▶ **What needs to be done**:
Search the records for "this" and copy each line that holds it.

### Records provided

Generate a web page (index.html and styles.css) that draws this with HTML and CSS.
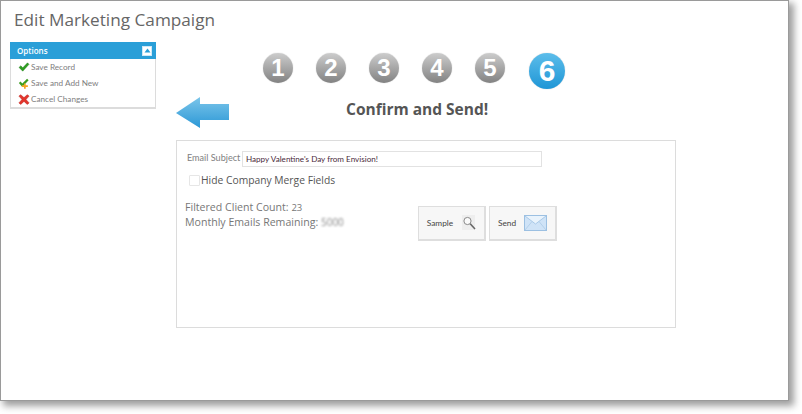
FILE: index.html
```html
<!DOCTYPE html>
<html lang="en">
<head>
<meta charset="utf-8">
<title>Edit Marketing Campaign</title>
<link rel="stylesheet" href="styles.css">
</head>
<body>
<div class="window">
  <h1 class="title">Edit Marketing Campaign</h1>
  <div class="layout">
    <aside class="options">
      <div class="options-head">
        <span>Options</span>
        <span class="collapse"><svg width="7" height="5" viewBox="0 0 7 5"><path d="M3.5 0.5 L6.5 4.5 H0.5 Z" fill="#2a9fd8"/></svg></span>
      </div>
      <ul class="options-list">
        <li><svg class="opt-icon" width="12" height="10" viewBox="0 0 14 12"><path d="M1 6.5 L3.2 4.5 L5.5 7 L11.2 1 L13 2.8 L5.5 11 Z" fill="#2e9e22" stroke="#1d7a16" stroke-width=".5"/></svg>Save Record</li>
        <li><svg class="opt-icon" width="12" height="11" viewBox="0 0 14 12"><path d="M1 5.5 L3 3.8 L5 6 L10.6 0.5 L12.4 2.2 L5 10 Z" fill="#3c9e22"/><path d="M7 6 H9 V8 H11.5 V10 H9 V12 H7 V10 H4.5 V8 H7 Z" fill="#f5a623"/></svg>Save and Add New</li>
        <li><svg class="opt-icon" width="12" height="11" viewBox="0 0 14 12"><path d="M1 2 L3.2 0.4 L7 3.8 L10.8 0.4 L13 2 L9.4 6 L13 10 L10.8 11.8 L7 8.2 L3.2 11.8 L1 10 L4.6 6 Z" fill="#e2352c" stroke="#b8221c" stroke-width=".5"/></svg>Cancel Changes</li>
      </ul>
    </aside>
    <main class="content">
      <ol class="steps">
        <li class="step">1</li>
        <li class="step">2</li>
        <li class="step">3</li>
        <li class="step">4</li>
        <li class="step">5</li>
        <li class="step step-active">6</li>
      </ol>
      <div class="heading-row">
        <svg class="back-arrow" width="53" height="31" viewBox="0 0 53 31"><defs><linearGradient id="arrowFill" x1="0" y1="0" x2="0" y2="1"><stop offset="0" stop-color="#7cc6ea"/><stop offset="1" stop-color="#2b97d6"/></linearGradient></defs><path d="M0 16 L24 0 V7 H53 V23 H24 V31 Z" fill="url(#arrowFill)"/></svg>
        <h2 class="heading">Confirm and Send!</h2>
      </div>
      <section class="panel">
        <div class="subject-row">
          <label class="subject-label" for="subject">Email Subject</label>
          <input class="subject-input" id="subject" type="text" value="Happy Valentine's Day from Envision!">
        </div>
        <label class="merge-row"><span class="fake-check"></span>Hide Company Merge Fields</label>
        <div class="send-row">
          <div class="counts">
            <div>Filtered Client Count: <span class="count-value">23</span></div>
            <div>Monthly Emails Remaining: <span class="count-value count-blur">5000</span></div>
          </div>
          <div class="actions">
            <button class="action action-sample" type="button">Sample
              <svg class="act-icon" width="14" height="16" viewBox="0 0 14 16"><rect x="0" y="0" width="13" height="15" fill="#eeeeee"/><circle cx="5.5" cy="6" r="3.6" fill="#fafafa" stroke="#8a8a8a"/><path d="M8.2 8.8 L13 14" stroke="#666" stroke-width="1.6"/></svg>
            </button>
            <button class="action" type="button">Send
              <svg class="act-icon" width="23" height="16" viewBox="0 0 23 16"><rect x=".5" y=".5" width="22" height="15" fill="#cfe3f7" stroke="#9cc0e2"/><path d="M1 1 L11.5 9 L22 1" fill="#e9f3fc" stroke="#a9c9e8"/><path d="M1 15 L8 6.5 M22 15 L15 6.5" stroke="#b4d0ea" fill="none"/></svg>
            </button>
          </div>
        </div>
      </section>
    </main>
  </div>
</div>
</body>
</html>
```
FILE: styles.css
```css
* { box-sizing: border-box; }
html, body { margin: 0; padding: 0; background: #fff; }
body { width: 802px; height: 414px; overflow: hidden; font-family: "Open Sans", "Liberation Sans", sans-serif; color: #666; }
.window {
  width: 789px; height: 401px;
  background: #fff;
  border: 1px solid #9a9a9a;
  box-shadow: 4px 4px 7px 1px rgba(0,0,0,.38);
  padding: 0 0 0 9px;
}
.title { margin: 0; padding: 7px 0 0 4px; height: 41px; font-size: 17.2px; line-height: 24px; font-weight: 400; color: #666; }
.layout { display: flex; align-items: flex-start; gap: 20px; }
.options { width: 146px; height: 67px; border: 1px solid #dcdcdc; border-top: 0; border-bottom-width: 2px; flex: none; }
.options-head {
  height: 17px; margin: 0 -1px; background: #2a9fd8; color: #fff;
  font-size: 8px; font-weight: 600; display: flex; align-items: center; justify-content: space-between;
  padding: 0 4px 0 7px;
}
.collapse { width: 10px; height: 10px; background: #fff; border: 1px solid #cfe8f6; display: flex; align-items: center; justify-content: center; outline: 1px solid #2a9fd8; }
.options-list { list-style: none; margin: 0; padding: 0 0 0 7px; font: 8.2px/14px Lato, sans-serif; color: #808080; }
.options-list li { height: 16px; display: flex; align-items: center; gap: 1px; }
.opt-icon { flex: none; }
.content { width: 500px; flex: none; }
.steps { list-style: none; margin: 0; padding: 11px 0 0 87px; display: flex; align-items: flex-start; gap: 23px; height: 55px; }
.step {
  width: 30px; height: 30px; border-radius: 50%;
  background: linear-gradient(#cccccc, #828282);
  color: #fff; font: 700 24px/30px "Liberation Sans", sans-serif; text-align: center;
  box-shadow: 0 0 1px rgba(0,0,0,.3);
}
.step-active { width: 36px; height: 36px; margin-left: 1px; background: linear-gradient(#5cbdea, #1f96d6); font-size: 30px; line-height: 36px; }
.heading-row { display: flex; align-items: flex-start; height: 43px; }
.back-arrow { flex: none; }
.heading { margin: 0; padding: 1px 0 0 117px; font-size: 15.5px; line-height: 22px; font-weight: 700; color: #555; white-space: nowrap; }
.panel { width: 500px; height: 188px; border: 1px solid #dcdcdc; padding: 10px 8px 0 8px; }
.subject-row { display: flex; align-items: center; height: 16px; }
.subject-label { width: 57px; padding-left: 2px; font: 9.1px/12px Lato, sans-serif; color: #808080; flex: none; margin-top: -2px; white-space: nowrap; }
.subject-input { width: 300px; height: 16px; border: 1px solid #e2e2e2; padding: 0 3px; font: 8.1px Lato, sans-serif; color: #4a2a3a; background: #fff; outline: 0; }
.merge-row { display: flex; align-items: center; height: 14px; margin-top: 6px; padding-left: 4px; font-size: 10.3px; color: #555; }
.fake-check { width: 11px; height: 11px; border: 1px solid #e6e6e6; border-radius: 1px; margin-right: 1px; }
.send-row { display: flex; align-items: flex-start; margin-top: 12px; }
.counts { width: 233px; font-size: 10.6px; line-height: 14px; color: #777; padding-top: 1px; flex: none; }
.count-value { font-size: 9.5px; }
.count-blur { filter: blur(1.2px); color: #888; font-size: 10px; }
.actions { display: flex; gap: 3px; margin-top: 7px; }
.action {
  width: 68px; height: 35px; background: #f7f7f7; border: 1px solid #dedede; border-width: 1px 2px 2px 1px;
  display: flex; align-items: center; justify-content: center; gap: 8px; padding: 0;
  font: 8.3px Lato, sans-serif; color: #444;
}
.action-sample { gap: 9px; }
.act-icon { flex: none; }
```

######
### Records provided

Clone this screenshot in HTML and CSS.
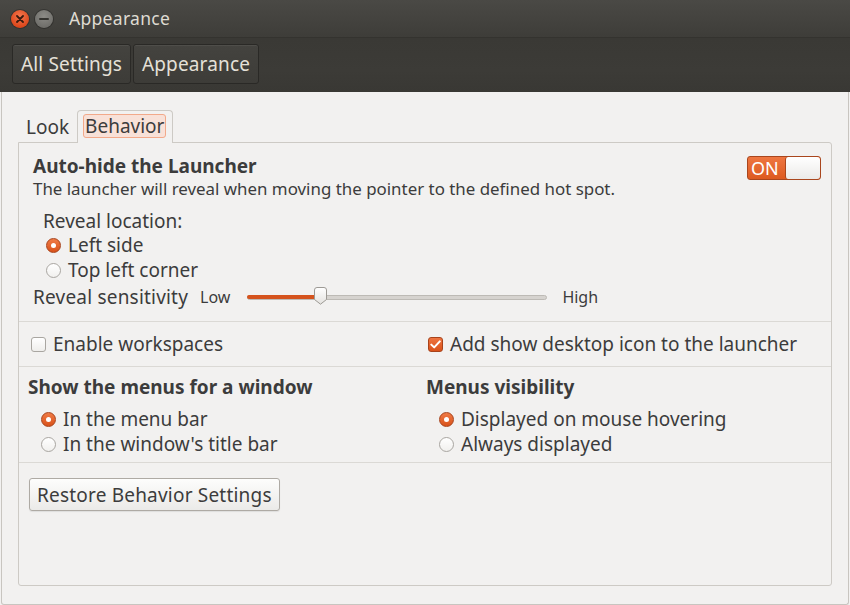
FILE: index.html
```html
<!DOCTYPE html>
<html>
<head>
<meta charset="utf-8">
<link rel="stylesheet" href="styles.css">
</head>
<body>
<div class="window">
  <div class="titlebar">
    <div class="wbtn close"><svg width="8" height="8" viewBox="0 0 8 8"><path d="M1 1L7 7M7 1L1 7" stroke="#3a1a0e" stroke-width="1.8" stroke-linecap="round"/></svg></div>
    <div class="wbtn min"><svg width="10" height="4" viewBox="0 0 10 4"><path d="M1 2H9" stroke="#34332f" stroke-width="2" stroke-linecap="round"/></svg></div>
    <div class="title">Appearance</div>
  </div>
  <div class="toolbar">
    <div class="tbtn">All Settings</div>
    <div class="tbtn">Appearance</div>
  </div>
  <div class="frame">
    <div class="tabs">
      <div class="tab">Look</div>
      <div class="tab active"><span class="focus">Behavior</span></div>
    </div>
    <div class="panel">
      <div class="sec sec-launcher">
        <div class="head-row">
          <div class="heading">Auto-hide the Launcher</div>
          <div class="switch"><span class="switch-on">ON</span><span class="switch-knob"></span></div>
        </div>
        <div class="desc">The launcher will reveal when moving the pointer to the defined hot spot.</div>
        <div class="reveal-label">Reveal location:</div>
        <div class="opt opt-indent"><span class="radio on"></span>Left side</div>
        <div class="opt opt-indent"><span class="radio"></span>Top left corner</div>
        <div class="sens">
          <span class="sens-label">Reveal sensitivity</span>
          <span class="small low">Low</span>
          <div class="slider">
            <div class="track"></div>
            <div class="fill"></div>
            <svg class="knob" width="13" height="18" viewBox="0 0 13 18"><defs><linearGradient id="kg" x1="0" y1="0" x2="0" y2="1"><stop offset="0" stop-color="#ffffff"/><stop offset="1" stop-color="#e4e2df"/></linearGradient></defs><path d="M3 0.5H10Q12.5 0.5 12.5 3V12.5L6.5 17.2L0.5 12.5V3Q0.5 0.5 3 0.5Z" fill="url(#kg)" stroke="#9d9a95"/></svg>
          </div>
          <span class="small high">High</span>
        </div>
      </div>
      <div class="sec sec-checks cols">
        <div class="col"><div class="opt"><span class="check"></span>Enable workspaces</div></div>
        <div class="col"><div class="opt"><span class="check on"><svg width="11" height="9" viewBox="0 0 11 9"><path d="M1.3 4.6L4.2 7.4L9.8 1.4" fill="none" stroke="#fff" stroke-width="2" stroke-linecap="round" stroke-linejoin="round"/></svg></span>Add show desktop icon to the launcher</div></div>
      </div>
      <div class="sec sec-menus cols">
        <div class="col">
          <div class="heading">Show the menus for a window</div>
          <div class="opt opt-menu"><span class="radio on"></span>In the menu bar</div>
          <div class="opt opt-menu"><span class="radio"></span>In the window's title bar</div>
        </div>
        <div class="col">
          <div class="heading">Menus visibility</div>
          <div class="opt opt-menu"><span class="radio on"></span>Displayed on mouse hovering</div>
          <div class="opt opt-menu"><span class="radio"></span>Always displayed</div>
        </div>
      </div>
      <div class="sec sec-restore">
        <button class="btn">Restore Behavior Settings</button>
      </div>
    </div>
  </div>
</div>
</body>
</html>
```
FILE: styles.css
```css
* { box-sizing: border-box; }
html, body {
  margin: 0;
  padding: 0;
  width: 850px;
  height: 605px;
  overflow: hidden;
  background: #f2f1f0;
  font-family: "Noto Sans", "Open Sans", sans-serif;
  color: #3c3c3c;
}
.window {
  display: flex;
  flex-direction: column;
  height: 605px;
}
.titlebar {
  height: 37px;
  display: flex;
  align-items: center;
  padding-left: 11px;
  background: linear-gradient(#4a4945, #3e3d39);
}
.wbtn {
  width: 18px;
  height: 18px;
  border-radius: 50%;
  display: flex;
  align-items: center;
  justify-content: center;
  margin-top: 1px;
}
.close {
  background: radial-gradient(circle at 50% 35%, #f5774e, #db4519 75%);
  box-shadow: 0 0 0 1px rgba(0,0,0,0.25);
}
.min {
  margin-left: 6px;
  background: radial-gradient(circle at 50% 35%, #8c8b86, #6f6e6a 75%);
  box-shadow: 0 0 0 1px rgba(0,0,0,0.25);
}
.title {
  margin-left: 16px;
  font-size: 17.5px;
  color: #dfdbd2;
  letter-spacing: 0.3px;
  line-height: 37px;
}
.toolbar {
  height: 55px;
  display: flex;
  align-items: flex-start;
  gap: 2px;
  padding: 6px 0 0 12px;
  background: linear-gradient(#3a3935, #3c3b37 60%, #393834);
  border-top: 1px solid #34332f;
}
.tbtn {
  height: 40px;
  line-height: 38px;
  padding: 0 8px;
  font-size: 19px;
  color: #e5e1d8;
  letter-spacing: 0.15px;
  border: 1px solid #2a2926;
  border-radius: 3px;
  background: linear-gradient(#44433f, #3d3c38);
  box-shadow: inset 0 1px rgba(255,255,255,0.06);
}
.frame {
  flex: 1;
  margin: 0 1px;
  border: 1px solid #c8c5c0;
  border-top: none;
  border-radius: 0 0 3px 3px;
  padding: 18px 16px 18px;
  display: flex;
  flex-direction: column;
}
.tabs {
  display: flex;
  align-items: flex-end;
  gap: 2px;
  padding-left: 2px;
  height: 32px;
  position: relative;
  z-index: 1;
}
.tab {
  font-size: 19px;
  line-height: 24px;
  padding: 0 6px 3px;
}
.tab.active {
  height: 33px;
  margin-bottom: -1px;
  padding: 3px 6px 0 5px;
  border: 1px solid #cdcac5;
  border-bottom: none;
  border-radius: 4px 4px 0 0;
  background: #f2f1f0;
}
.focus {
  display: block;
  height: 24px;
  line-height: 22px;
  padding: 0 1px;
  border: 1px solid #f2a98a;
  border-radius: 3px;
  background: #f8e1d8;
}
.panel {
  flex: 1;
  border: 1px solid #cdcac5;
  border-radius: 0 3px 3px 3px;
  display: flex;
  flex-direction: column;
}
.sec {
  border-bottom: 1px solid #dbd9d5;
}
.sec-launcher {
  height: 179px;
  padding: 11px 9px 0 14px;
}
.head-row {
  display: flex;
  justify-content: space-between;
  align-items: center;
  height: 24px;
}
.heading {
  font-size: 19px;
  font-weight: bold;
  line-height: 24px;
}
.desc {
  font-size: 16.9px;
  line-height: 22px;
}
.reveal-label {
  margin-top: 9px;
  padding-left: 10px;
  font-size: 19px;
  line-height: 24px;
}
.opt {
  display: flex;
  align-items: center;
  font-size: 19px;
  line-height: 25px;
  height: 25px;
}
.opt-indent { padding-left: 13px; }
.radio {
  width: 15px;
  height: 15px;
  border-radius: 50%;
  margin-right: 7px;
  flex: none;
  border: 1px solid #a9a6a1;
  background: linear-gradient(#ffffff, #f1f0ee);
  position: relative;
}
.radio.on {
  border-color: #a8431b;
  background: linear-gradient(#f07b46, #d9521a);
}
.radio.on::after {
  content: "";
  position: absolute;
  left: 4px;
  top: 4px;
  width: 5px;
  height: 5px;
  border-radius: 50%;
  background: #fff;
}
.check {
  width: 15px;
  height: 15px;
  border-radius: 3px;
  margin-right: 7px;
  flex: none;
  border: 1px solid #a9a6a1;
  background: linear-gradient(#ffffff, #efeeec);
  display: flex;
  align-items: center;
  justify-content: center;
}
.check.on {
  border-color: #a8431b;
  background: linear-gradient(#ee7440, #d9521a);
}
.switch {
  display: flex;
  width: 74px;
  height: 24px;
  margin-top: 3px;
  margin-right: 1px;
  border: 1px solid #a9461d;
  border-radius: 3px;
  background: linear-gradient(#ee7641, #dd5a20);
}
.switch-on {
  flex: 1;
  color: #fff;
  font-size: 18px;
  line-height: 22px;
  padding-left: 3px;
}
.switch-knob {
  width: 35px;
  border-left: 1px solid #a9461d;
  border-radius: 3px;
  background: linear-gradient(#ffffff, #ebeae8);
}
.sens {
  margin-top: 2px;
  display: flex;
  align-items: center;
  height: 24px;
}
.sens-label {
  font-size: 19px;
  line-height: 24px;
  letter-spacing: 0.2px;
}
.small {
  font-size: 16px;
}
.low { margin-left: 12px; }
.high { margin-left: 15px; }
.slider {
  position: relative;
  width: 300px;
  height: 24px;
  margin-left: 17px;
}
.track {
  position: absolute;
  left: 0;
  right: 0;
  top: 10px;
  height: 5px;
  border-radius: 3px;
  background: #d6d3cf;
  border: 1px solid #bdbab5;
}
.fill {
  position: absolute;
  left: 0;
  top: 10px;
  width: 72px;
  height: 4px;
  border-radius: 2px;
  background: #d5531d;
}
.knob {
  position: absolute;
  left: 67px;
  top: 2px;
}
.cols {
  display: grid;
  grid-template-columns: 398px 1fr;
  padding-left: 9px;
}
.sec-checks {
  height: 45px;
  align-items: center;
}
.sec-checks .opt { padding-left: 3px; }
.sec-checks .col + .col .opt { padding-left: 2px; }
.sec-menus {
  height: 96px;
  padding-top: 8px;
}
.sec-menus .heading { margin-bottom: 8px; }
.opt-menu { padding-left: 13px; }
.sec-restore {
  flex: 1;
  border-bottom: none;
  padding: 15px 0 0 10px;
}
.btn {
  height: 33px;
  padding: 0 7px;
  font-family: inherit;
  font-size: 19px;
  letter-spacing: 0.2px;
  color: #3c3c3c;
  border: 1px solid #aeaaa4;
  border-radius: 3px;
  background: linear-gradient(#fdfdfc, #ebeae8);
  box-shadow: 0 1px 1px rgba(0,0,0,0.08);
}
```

######

▶ **Final answer**:
Generate a web page (index.html and styles.css) that draws this with HTML and CSS.
Clone this screenshot in HTML and CSS.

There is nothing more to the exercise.